06/29/2025
Eleven years ago, I had a miscarriage. Not only that, but there was something suspicious the doctor found on the ultrasound that she thought could be cancer. She sent me home with this information and an appointment in 10 days to follow up. Not knowing how to process this news and simultaneously be a present mom, I pulled out a box of chalk to quietly doodle with my toddler. She happily scribbled around me as I went to work drawing a clown, hyper focusing on what I was creating. I was not an artist and it wasn't breathtaking but my husband had the insight to snap a picture. I found this experience gave me satisfaction and rest from the heaviness I felt. It soothed my heartache and was a much needed break from my fear.
I would turn to chalk many times over the next several years during challenges including postpartum depression, homesickness, and COVID. I started investing more time in learning all I could about chalk art through YouTube, chalk competitions, trial and error, and hours of practice. I reinforced my understanding of the way chalk works by teaching others. Through all of this, chalk has become a huge part of my identity and my life. I didn't know it at the time, but this moment 11 years ago in my backyard while I was just trying to be a good mom was my canon event.
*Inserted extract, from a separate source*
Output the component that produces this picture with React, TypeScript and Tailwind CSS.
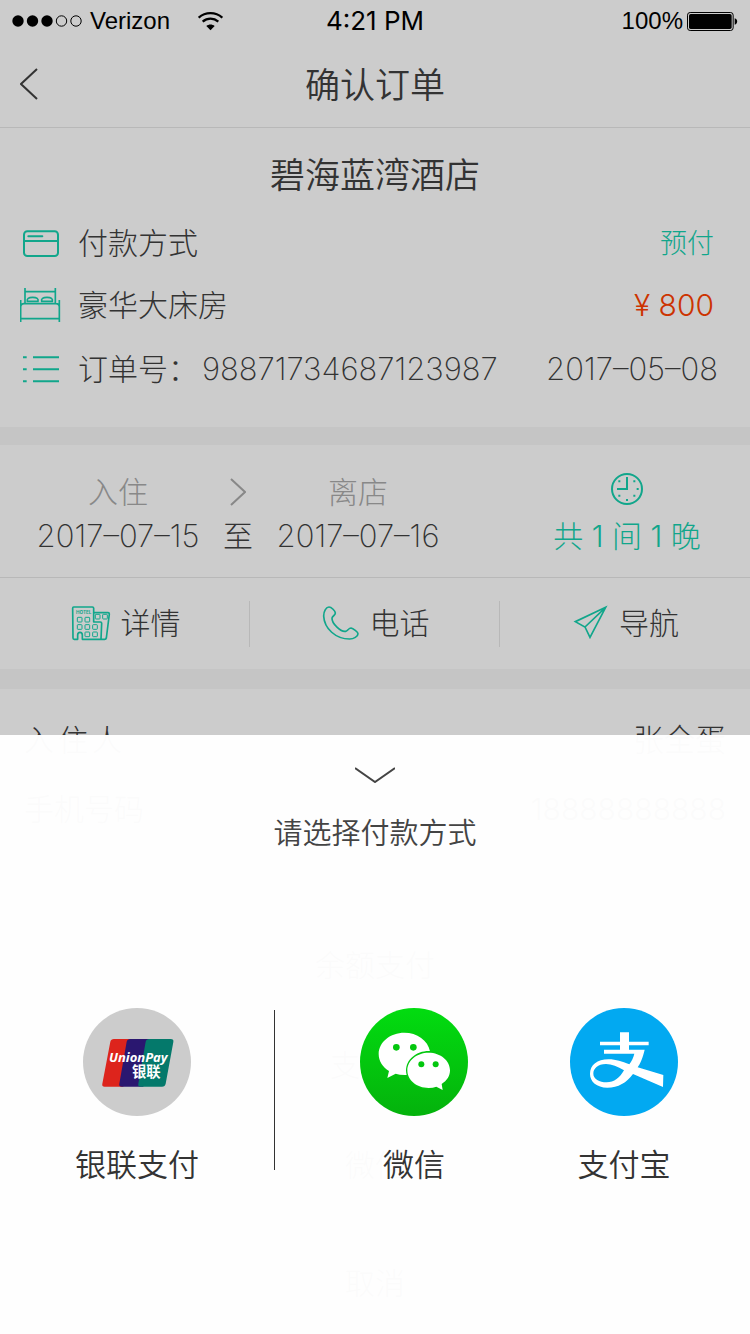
import React from 'react';

const GREEN = '#11a68b';

function WifiIcon() {
  return (
    <svg viewBox="0 0 75 57" className="h-[19px] w-[25px]" fill="none" stroke="#000" strokeWidth="7" aria-hidden="true">
      <path d="M2 17 C22 -1 53 -1 73 17" />
      <path d="M14 29 C28 17 47 17 61 29" />
      <path d="M37.500 55 L25 42 C32 36 43 36 50 42 Z" fill="#000" stroke="none" />
    </svg>
  );
}

function BatteryIcon() {
  return (
    <svg viewBox="0 0 153 57" className="h-[19px] w-[51px]" aria-label="电量">
      <rect x="1.500" y="1.500" width="137" height="54" rx="8" fill="none" stroke="#000" strokeWidth="3" />
      <rect x="6" y="6" width="128" height="45" rx="5" />
      <path d="M143 19 C153 21 153 36 143 38 Z" />
    </svg>
  );
}

function CardIcon() {
  return (
    <svg viewBox="0 0 108 81" className="h-[27px] w-9" fill="none" stroke={GREEN} strokeWidth="6" aria-hidden="true">
      <rect x="3" y="4" width="102" height="74" rx="10" />
      <path d="M3 33H105" />
      <path d="M16 19H58" strokeLinecap="round" />
    </svg>
  );
}

function BedIcon() {
  return (
    <svg viewBox="60 441 126 108" className="h-9 w-[42px]" fill="none" stroke={GREEN} strokeWidth="5" aria-hidden="true">
      <path d="M62 480V546M178 480V546M62 536H178M62 501q0-10 10-10H168q10 0 10 10M75 444V491M166 444V491M75 455H166" />
      <path d="M82 484q-3-12 16-12t16 12ZM125 484q-3-12 16-12t16 12Z" />
    </svg>
  );
}

function ListIcon() {
  return (
    <svg viewBox="0 0 108 81" className="h-[27px] w-9" stroke={GREEN} strokeWidth="6" aria-hidden="true">
      <path d="M0 4H11M30 4H108M0 40H11M30 40H108M0 76H11M30 76H108" />
    </svg>
  );
}

function ClockIcon() {
  return (
    <svg viewBox="705 36 102 102" className="h-[34px] w-[34px]" fill="none" stroke={GREEN} strokeWidth="6" aria-hidden="true">
      <circle cx="756" cy="87" r="45" />
      <path d="M756 51V87H726" />
      <path d="M753 120h6M785 87h6M730 64h6M775 64h6M730 107h6M775 107h6" />
    </svg>
  );
}

function HotelIcon() {
  return (
    <svg viewBox="213 435 120 108" className="h-9 w-10" fill="none" stroke={GREEN} strokeWidth="5" strokeLinejoin="round" aria-hidden="true">
      <path d="M221 441H277q4 0 4 4V458H324q4 0 4 4L319 534q-1 4-5 4H247V525q0-8-7-8t-7 8V538H223q-4 0-4-4L218 445q0-4 3-4Z" />
      <path d="M281 458V486H301q4 0 4 4L303 538" />
      <g strokeWidth="3">
        <rect x="232" y="472" width="14" height="14" rx="2" />
        <rect x="255" y="472" width="14" height="14" rx="2" />
        <rect x="232" y="494" width="14" height="14" rx="2" />
        <rect x="255" y="494" width="14" height="14" rx="2" />
        <rect x="278" y="494" width="14" height="14" rx="2" />
        <rect x="255" y="516" width="14" height="14" rx="2" />
        <rect x="278" y="516" width="14" height="14" rx="2" />
        <rect x="286" y="463" width="14" height="14" rx="2" />
        <rect x="308" y="463" width="14" height="14" rx="2" />
      </g>
      <text x="228" y="462" fontSize="14" fontWeight="700" fontFamily="Inter, sans-serif" fill={GREEN} stroke="none">HOTEL</text>
    </svg>
  );
}

function PhoneIcon() {
  return (
    <svg viewBox="965 434 114 108" className="h-9 w-[38px]" fill="none" stroke={GREEN} strokeWidth="5" strokeLinejoin="round" aria-hidden="true">
      <path d="M986 440C978 440 970 452 970 467C972 505 1006 536 1048 536C1060 536 1073 528 1073 520C1073 515 1058 504 1052 503C1045 503 1042 512 1036 513C1022 516 994 490 995 473C996 466 1005 466 1005 458C1005 452 993 440 986 440Z" />
    </svg>
  );
}

function PlaneIcon() {
  return (
    <svg viewBox="595 434 108 108" className="h-9 w-9" fill="none" stroke={GREEN} strokeWidth="5" aria-hidden="true">
      <path d="M693 441L602 484L631 500L646 531ZM631 500L693 441" />
    </svg>
  );
}

function UnionPayLogo() {
  return (
    <svg viewBox="69 54 324 324" className="h-[108px] w-[108px]" aria-hidden="true">
      <circle cx="231" cy="216" r="162" fill="#ccc" />
      <path d="M162 147H215L190 290H134q-9 0-7-9L151 155q2-8 11-8Z" fill="#dd241c" />
      <path d="M211 147H275L250 290H185q-9 0-7-9L200 155q2-8 11-8Z" fill="#2a1770" />
      <path d="M268 147H332q10 0 8 9L317 281q-2 9-11 9H242q-9 0-7-9L257 155q2-8 11-8Z" fill="#04796b" />
      <text x="147" y="216" fontSize="39" fontWeight="700" fontStyle="italic" fontFamily="'Noto Sans', sans-serif" fill="#fff">UnionPay</text>
      <text x="216" y="261" fontSize="43" fontWeight="700" fontFamily="'Noto Sans CJK SC', sans-serif" fill="#fff">银联</text>
    </svg>
  );
}

function WeChatLogo() {
  return (
    <svg viewBox="120 234 324 324" className="h-[108px] w-[108px]" aria-hidden="true">
      <defs>
        <linearGradient id="wechat-green" x1="0" y1="0" x2="0" y2="1">
          <stop offset="0" stopColor="#02dc10" />
          <stop offset="1" stopColor="#04b20c" />
        </linearGradient>
      </defs>
      <circle cx="282" cy="396" r="162" fill="url(#wechat-green)" />
      <path d="M253 308C211 308 176 336 176 372C176 393 188 411 207 423L202 444L227 431Q240 436 262 435L330 364C324 331 291 308 253 308Z" fill="#fff" />
      <path d="M326 363C289 363 258 389 258 421C258 454 289 479 326 479L392 421C392 389 363 363 326 363Z" fill="#03c70e" />
      <path d="M326 368C290 368 262 392 262 421C262 451 290 474 326 474Q339 474 349 470L368 480L365 462C381 452 390 438 390 421C390 392 362 368 326 368Z" fill="#fff" />
      <g fill="#03c70e">
        <circle cx="229" cy="352" r="10" />
        <circle cx="280" cy="352" r="10" />
        <circle cx="304" cy="403" r="9" />
        <circle cx="347" cy="403" r="9" />
      </g>
    </svg>
  );
}

function AlipayLogo() {
  return (
    <svg viewBox="750 234 324 324" className="h-[108px] w-[108px]" aria-hidden="true">
      <circle cx="912" cy="396" r="162" fill="#02a9f1" />
      <g fill="#fff">
        <path d="M900 307H927V335H986V346H927V360H900V346H840V335H900Z" />
        <path
          fillRule="evenodd"
          d="M852 359H974C968 385 961 400 953 412L1030 435L1029 471L939 432C920 458 895 473 862 473C830 473 810 455 810 432C810 405 832 388 865 388C890 388 905 395 928 403C935 394 940 383 943 371H852ZM912 421C893 410 875 402 858 402C833 402 820 416 820 431C820 447 838 457 860 457C882 457 900 443 912 421Z"
        />
      </g>
    </svg>
  );
}

function StatusBar() {
  return (
    <div className="grid h-10 grid-cols-3 items-center px-3 pt-0.5 text-2xl text-black">
      <div className="flex items-center">
        <svg viewBox="0 0 70 12" className="mr-2 h-3 w-[70px]" aria-hidden="true">
          <circle cx="6" cy="6" r="5.700" />
          <circle cx="20.500" cy="6" r="5.700" />
          <circle cx="35" cy="6" r="5.700" />
          <circle cx="49.500" cy="6" r="5.200" fill="none" stroke="#000" />
          <circle cx="64" cy="6" r="5.200" fill="none" stroke="#000" />
        </svg>
        <span className="mr-7 font-['Liberation_Sans',sans-serif]">Verizon</span>
        <WifiIcon />
      </div>
      <span className="text-center text-[26px] font-normal">4:21 PM</span>
      <div className="flex items-center justify-end gap-1 font-['Liberation_Sans',sans-serif]">
        <span>100%</span>
        <BatteryIcon />
      </div>
    </div>
  );
}

function InfoRow({ icon, label, children }: { icon: React.ReactNode; label: string; children: React.ReactNode }) {
  return (
    <div className="flex items-center pr-9 pl-5">
      <span className="flex w-[58px] shrink-0 items-center">{icon}</span>
      <span>{label}</span>
      <span className="ml-auto">{children}</span>
    </div>
  );
}

function PayOption({ logo, label }: { logo: React.ReactNode; label: string }) {
  return (
    <button type="button" className="flex flex-col items-center gap-[25px]">
      {logo}
      <span className="text-[31px] leading-[48px] font-[350]">{label}</span>
    </button>
  );
}

const actions = [
  { label: '详情', icon: <HotelIcon /> },
  { label: '电话', icon: <PhoneIcon /> },
  { label: '导航', icon: <PlaneIcon /> },
];

export default function App() {
  return (
    <div className="relative min-h-screen overflow-hidden bg-[#ccc] font-['Inter','Noto_Sans_CJK_SC',sans-serif] text-[30px] leading-10 font-light text-[#333]">
      <StatusBar />

      <header className="grid h-[88px] grid-cols-[60px_1fr_60px] items-center border-b border-[#b8b8b8]">
        <button type="button" aria-label="返回" className="pl-5">
          <svg viewBox="0 0 18 32" className="h-8 w-[18px]" fill="none" stroke="#333" strokeWidth="2">
            <path d="M17 1L1 16L17 31" />
          </svg>
        </button>
        <h1 className="pt-0.5 text-center text-[35px] font-[350]">确认订单</h1>
      </header>

      <main>
        <section className="h-[299px] pt-6">
          <h2 className="text-center text-[35px] leading-[46px] font-[350]">碧海蓝湾酒店</h2>
          <div className="mt-6 flex flex-col gap-[21px]">
            <InfoRow icon={<span className="pl-[3px]"><CardIcon /></span>} label="付款方式">
              <span className="text-[27px] text-[#11a68b]">预付</span>
            </InfoRow>
            <InfoRow icon={<BedIcon />} label="豪华大床房">
              <span className="text-[#cc3300]">¥ 800</span>
            </InfoRow>
          </div>
          <div className="mt-6 flex items-center justify-between pr-8 pl-5">
            <div className="flex items-center">
              <span className="w-[58px] pl-[3px]"><ListIcon /></span>
              <span>订单号：</span>
              <span className="ml-1 text-[31px] font-[250]">98871734687123987</span>
            </div>
            <time className="text-[31px] font-[250]">2017–05–08</time>
          </div>
        </section>

        <section className="border-t-[18px] border-[#c5c5c5]">
          <div className="flex h-[133px] items-center border-b border-[#b8b8b8]">
            <div className="grid w-2/3 grid-cols-[172px_68px_172px] gap-y-1 pt-1.5 pl-8 text-center">
              <span className="text-[#888]">入住</span>
              <svg viewBox="0 0 16 28" className="h-7 w-4 self-center justify-self-center" fill="none" stroke="#888" strokeWidth="2" aria-hidden="true">
                <path d="M1 1L15 14L1 27" />
              </svg>
              <span className="text-[#888]">离店</span>
              <time className="text-[31px] font-[250]">2017–07–15</time>
              <span>至</span>
              <time className="text-[31px] font-[250]">2017–07–16</time>
            </div>
            <div className="flex w-1/3 flex-col items-center gap-2.5 pt-1.5 pl-1 text-[#11a68b]">
              <ClockIcon />
              <span>共 1 间 1 晚</span>
            </div>
          </div>
          <nav className="grid h-[91px] grid-cols-3 items-center">
            {actions.map(({ label, icon }) => (
              <button key={label} type="button" className="flex h-[46px] items-center justify-center gap-2.5 border-r border-[#b8b8b8] pb-0.5 pl-0.5 last:border-r-0">
                {icon}
                <span>{label}</span>
              </button>
            ))}
          </nav>
        </section>

        <section className="border-t-[20px] border-[#c5c5c5] px-6 pt-[31px]">
          <div className="flex h-[69px] items-start justify-between">
            <span className="flex gap-1">
              <span>入</span>
              <span>住</span>
              <span>人</span>
            </span>
            <span className="text-[31px]">张全蛋</span>
          </div>
          <div className="flex h-[69px] items-start justify-between">
            <span>手机号码</span>
            <span>18888888888</span>
          </div>
        </section>
      </main>

      <div className="mt-[57px] text-center leading-[100px]">
        <p>余额支付</p>
        <p>支付宝</p>
        <p>微信</p>
        <p className="mt-[18px]">取消</p>
      </div>

      <div role="dialog" aria-labelledby="pay-title" className="absolute inset-x-0 top-[735px] bottom-0 bg-white/98">
        <div className="flex flex-col items-center pt-8">
          <button type="button" aria-label="收起" className="block">
            <svg viewBox="0 0 40 16" className="block h-4 w-10" fill="none" stroke="#444" strokeWidth="2">
              <path d="M0 1L20 15L40 1" />
            </svg>
          </button>
          <h2 id="pay-title" className="mt-[31px] text-[29px] font-[350] text-[#444]">请选择付款方式</h2>
        </div>
        <div className="mt-[154px] flex items-start">
          <div className="flex w-[274px] justify-center">
            <PayOption logo={<UnionPayLogo />} label="银联支付" />
          </div>
          <div className="mt-0.5 h-40 w-px bg-[#333]" />
          <div className="grid flex-1 grid-cols-2 pr-[21px] pl-[34px]">
            <PayOption logo={<WeChatLogo />} label="微信" />
            <PayOption logo={<AlipayLogo />} label="支付宝" />
          </div>
        </div>
      </div>
    </div>
  );
}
Last night, those 11 years came full circle as I finished another clown, this one much bigger and very different than the first. As I worked, a little girl walked by, took one look at my sad, broken clown and said, "I could never do that!" Our eyes met and I emphatically said, "Yes, you can!" Another man stopped and sat watching me work for about 10 minutes, in tears when he walked away, feeling the broken soul reflected in the eyes of this poor painted-faced man.
This journey has been a long rollercoaster of emotions, from deep discouragement to amazement and shock, disbelieving I could create such beauty with my own two hands. All of those emotions filled my heart as I humbly and tearfully walked up to the stage to receive the Best In Show award last night, hopefully inspiring other artists that they can do the same.